Find each line containing the word "this" and report how many there are. Add nothing else.
** start Data block **
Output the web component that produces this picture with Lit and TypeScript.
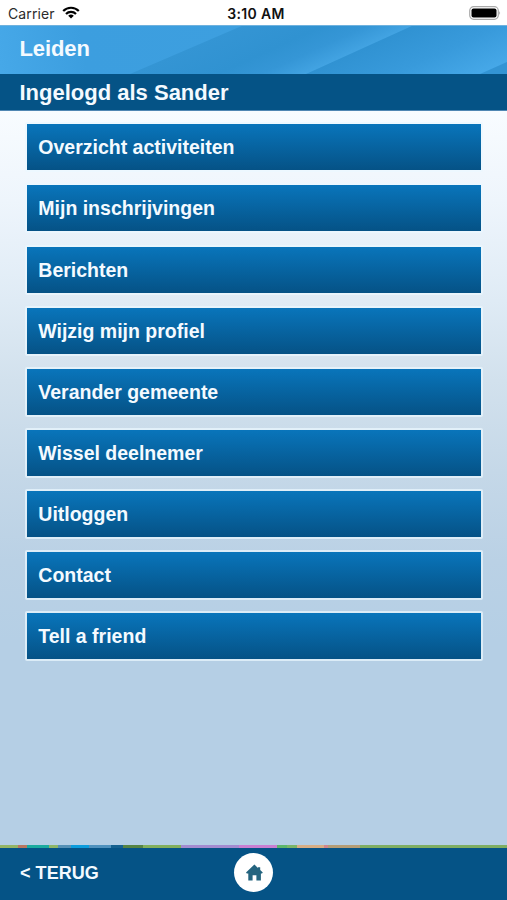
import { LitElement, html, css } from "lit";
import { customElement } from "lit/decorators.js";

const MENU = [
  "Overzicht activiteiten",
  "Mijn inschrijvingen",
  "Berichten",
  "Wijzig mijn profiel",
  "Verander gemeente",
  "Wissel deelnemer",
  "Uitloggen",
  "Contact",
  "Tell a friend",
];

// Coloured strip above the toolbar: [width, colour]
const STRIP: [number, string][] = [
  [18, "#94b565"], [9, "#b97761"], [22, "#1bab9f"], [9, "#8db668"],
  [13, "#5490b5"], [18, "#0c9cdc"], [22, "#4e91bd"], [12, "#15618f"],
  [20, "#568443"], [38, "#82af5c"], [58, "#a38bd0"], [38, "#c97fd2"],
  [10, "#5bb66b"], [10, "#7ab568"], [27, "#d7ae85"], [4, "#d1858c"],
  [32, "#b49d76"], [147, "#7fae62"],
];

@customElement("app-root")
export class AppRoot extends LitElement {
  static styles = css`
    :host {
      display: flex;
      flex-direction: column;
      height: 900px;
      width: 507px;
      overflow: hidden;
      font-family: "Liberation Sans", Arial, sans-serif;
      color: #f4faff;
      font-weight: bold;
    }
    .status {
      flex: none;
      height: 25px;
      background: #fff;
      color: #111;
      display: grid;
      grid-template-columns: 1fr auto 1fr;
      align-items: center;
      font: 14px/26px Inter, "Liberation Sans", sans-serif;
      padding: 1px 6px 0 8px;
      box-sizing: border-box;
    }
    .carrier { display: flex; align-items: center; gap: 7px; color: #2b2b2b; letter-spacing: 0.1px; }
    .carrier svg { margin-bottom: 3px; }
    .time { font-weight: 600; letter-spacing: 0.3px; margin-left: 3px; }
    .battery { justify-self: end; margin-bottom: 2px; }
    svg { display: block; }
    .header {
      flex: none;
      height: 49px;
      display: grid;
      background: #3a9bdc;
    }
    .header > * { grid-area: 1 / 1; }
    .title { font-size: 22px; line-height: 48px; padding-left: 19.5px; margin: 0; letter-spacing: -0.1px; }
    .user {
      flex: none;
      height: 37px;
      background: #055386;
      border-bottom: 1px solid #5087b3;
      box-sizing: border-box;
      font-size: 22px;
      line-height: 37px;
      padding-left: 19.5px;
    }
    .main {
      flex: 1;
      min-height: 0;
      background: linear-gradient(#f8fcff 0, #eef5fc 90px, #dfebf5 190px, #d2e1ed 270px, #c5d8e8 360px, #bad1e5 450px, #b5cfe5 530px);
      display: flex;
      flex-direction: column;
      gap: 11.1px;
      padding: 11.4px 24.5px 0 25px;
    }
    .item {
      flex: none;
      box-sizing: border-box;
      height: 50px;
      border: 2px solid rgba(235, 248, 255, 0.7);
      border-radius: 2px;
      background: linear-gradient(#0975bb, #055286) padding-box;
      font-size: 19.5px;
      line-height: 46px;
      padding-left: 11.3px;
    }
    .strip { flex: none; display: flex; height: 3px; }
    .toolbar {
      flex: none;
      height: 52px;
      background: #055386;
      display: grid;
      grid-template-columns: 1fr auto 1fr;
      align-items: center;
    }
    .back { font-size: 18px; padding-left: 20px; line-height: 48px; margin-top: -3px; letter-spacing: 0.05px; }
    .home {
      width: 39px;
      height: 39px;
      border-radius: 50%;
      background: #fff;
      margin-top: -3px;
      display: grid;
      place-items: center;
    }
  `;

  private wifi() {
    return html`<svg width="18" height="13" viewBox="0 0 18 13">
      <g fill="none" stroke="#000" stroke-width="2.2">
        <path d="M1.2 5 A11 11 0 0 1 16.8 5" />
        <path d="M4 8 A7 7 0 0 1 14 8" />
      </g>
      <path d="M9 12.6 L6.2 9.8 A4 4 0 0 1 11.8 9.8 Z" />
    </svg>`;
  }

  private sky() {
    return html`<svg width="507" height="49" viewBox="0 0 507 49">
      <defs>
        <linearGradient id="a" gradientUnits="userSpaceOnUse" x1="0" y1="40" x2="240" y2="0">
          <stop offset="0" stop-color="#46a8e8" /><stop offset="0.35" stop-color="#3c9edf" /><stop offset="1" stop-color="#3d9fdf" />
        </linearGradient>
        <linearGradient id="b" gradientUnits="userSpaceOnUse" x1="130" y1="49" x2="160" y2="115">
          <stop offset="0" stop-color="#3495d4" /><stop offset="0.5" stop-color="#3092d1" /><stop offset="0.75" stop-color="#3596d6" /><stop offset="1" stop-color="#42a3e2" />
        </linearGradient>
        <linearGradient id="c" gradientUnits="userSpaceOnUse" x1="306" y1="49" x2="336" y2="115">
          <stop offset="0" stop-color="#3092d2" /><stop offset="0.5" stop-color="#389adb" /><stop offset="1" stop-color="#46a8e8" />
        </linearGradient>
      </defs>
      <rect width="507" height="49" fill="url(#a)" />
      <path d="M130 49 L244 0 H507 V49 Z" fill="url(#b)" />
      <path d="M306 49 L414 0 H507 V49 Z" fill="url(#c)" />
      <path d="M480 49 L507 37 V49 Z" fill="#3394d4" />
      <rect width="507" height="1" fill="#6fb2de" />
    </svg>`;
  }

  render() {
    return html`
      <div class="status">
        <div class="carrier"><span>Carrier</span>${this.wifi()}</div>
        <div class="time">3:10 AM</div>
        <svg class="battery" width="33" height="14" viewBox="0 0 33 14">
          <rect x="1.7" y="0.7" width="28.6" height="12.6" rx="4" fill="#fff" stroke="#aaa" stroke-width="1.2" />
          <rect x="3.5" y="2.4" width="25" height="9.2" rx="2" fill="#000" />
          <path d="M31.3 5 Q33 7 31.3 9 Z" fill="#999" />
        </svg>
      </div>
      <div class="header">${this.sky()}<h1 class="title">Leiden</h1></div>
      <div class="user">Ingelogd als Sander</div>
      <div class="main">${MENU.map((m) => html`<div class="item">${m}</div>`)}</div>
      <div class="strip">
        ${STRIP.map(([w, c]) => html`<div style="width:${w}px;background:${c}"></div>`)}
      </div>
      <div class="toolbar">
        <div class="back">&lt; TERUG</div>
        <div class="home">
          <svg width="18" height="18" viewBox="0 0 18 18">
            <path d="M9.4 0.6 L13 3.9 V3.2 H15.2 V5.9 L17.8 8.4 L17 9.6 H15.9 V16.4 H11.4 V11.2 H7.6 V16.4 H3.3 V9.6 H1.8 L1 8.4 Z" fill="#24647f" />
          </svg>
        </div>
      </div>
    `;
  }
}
** end Data block **
## Written solution
3